WHAT THE EXERCISE ASKS: Word for word, quote all of the material, omitting the pictures.

>> START SOURCE EXCERPT

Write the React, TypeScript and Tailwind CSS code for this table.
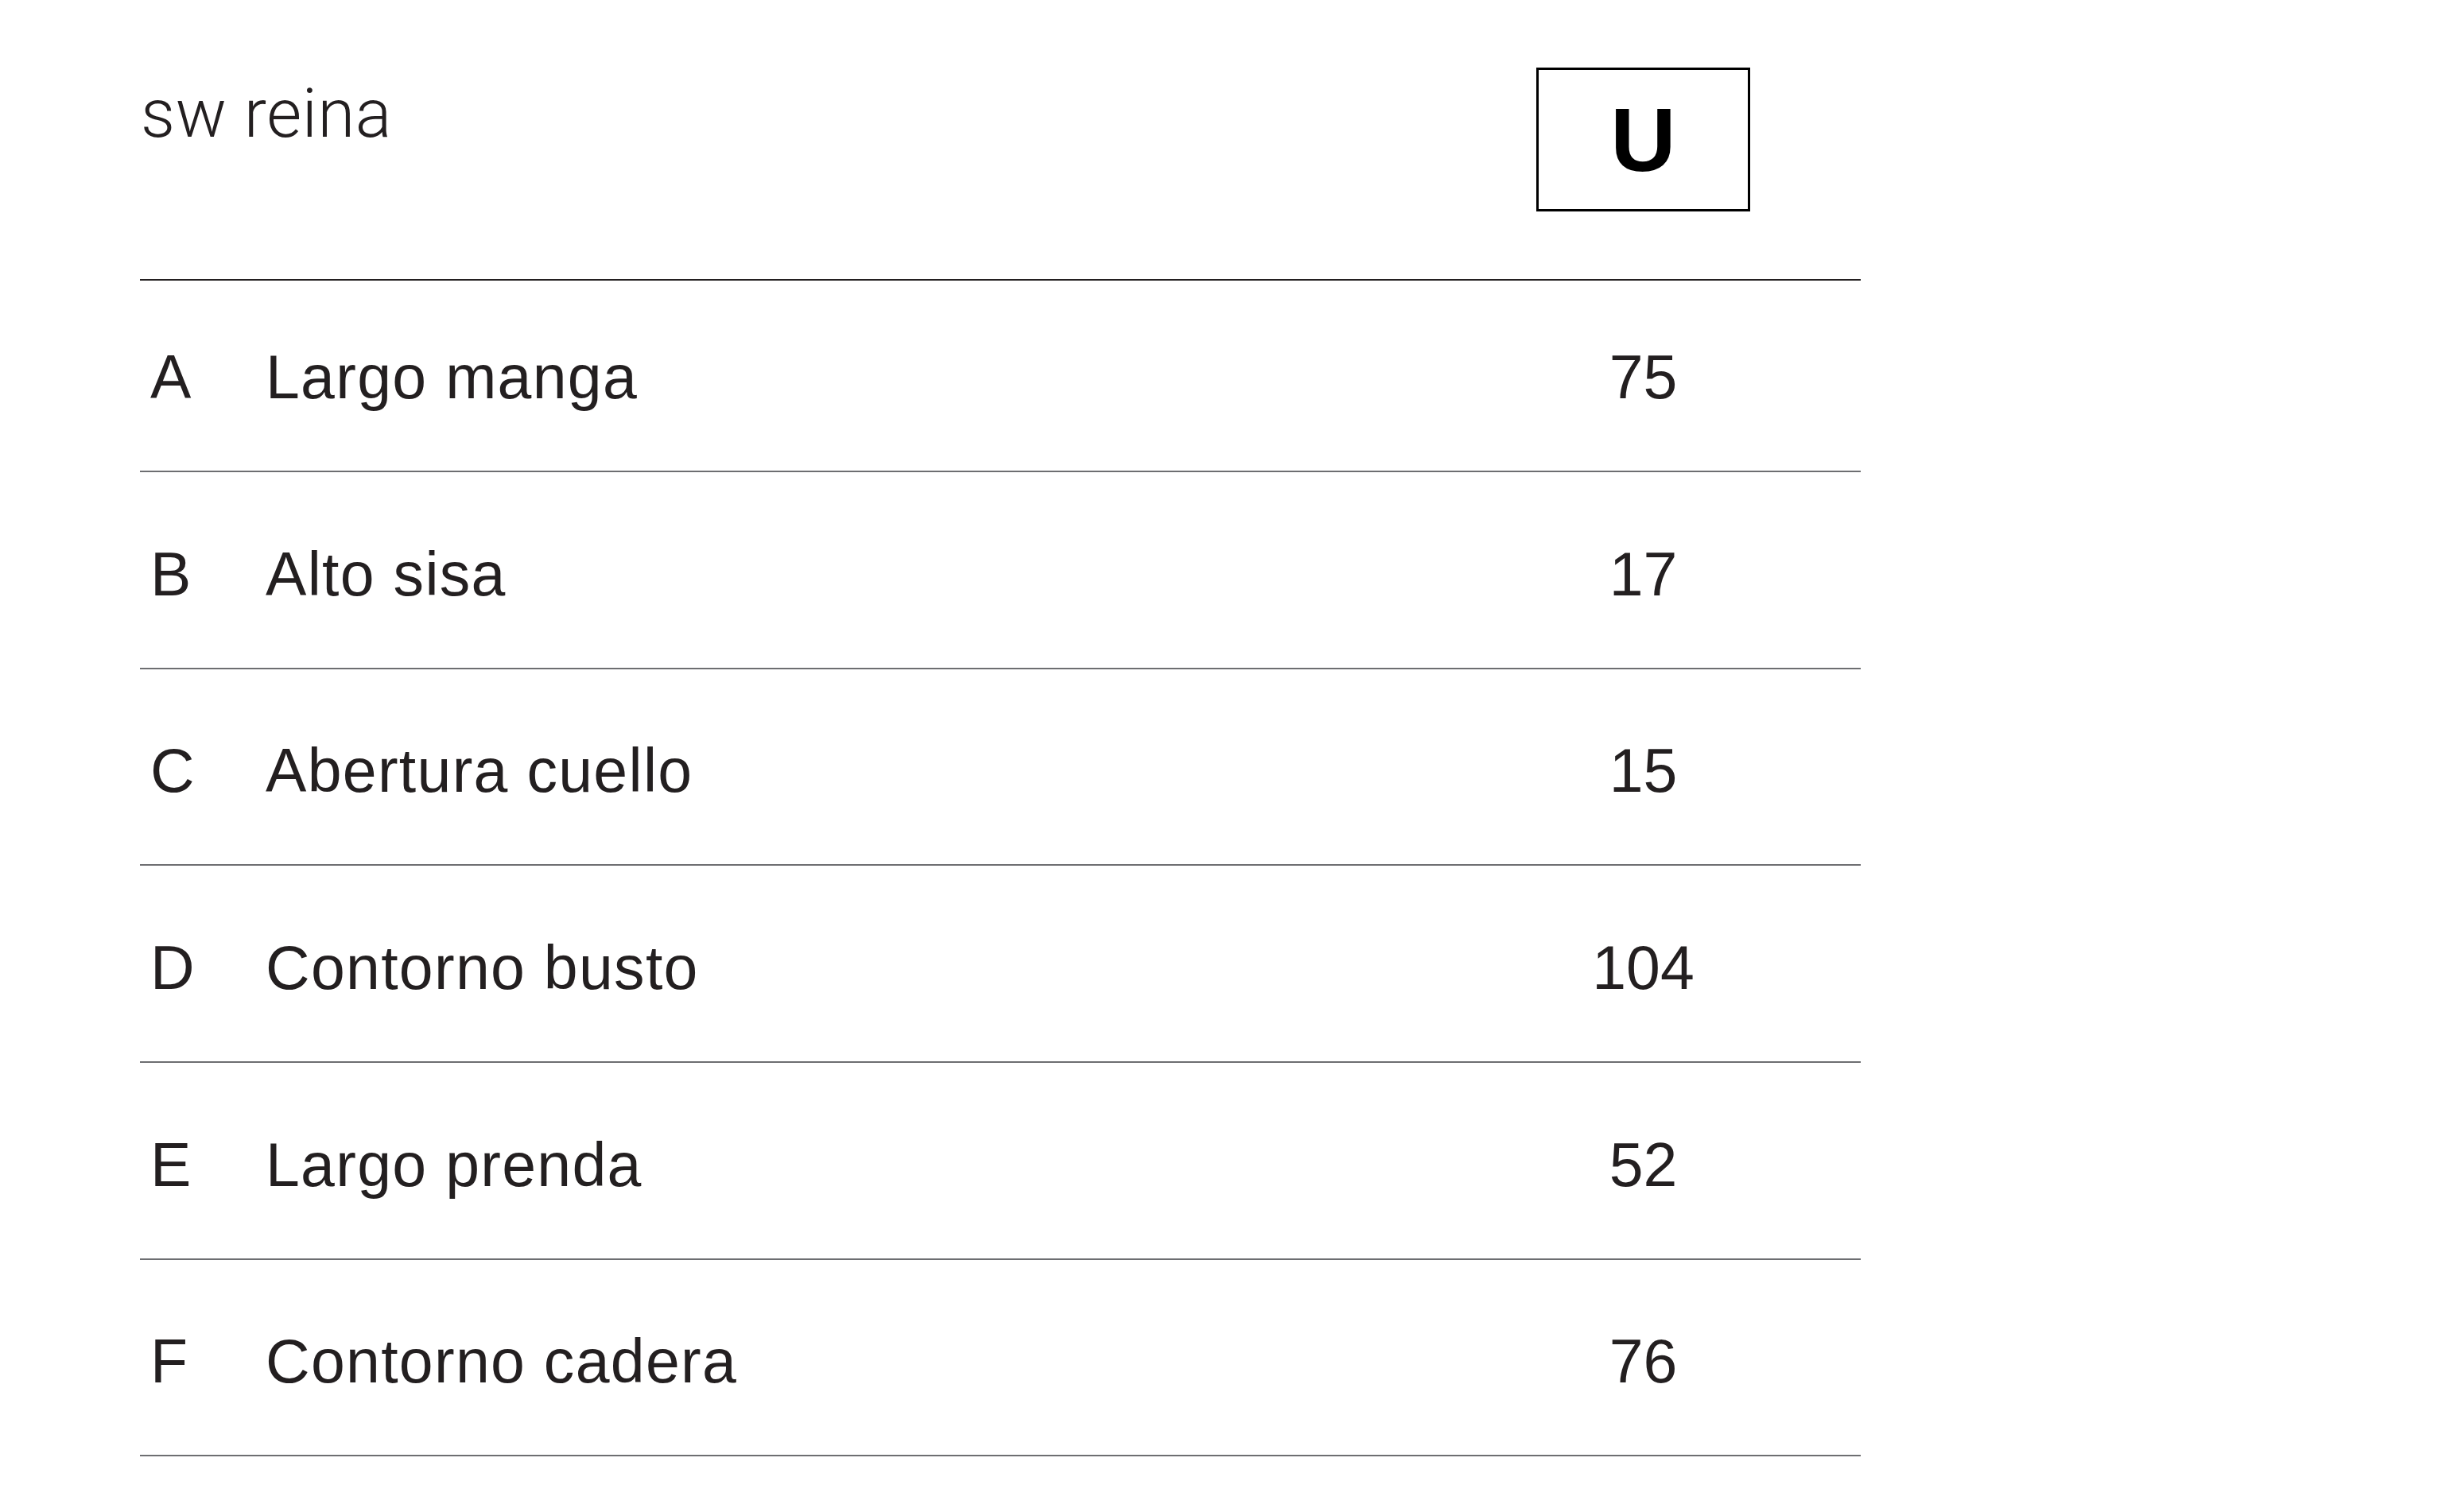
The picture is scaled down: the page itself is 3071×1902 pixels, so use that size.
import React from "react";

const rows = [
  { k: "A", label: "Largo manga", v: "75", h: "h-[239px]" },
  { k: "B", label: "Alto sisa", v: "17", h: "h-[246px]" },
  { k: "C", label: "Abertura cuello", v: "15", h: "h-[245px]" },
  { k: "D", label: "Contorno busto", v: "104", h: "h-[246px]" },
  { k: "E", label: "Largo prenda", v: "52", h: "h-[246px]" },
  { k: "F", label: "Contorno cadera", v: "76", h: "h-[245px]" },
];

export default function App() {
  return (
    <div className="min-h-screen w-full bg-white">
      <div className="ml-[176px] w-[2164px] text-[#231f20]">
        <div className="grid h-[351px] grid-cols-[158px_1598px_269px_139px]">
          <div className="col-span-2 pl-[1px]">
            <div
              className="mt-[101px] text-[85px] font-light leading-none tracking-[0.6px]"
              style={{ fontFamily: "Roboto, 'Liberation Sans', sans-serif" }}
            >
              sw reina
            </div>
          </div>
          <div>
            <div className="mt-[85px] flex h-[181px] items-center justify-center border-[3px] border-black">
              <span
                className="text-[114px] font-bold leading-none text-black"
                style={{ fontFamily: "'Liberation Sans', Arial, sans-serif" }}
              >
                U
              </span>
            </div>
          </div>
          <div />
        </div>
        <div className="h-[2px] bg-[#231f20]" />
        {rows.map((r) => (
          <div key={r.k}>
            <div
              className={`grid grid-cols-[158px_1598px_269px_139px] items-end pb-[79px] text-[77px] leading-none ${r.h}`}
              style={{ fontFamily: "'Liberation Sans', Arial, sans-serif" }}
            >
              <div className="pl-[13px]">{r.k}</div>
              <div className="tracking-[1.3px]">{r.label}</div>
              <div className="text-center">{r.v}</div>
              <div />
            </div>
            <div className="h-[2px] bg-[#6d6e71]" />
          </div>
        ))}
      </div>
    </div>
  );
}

>> END SOURCE EXCERPT

WORKED SOLUTION:
Write the React, TypeScript and Tailwind CSS code for this table.
The picture is scaled down: the page itself is 3071×1902 pixels, so use that size.
import React from "react";

const rows = [
  { k: "A", label: "Largo manga", v: "75", h: "h-[239px]" },
  { k: "B", label: "Alto sisa", v: "17", h: "h-[246px]" },
  { k: "C", label: "Abertura cuello", v: "15", h: "h-[245px]" },
  { k: "D", label: "Contorno busto", v: "104", h: "h-[246px]" },
  { k: "E", label: "Largo prenda", v: "52", h: "h-[246px]" },
  { k: "F", label: "Contorno cadera", v: "76", h: "h-[245px]" },
];

export default function App() {
  return (
    <div className="min-h-screen w-full bg-white">
      <div className="ml-[176px] w-[2164px] text-[#231f20]">
        <div className="grid h-[351px] grid-cols-[158px_1598px_269px_139px]">
          <div className="col-span-2 pl-[1px]">
            <div
              className="mt-[101px] text-[85px] font-light leading-none tracking-[0.6px]"
              style={{ fontFamily: "Roboto, 'Liberation Sans', sans-serif" }}
            >
              sw reina
            </div>
          </div>
          <div>
            <div className="mt-[85px] flex h-[181px] items-center justify-center border-[3px] border-black">
              <span
                className="text-[114px] font-bold leading-none text-black"
                style={{ fontFamily: "'Liberation Sans', Arial, sans-serif" }}
              >
                U
              </span>
            </div>
          </div>
          <div />
        </div>
        <div className="h-[2px] bg-[#231f20]" />
        {rows.map((r) => (
          <div key={r.k}>
            <div
              className={`grid grid-cols-[158px_1598px_269px_139px] items-end pb-[79px] text-[77px] leading-none ${r.h}`}
              style={{ fontFamily: "'Liberation Sans', Arial, sans-serif" }}
            >
              <div className="pl-[13px]">{r.k}</div>
              <div className="tracking-[1.3px]">{r.label}</div>
              <div className="text-center">{r.v}</div>
              <div />
            </div>
            <div className="h-[2px] bg-[#6d6e71]" />
          </div>
        ))}
      </div>
    </div>
  );
}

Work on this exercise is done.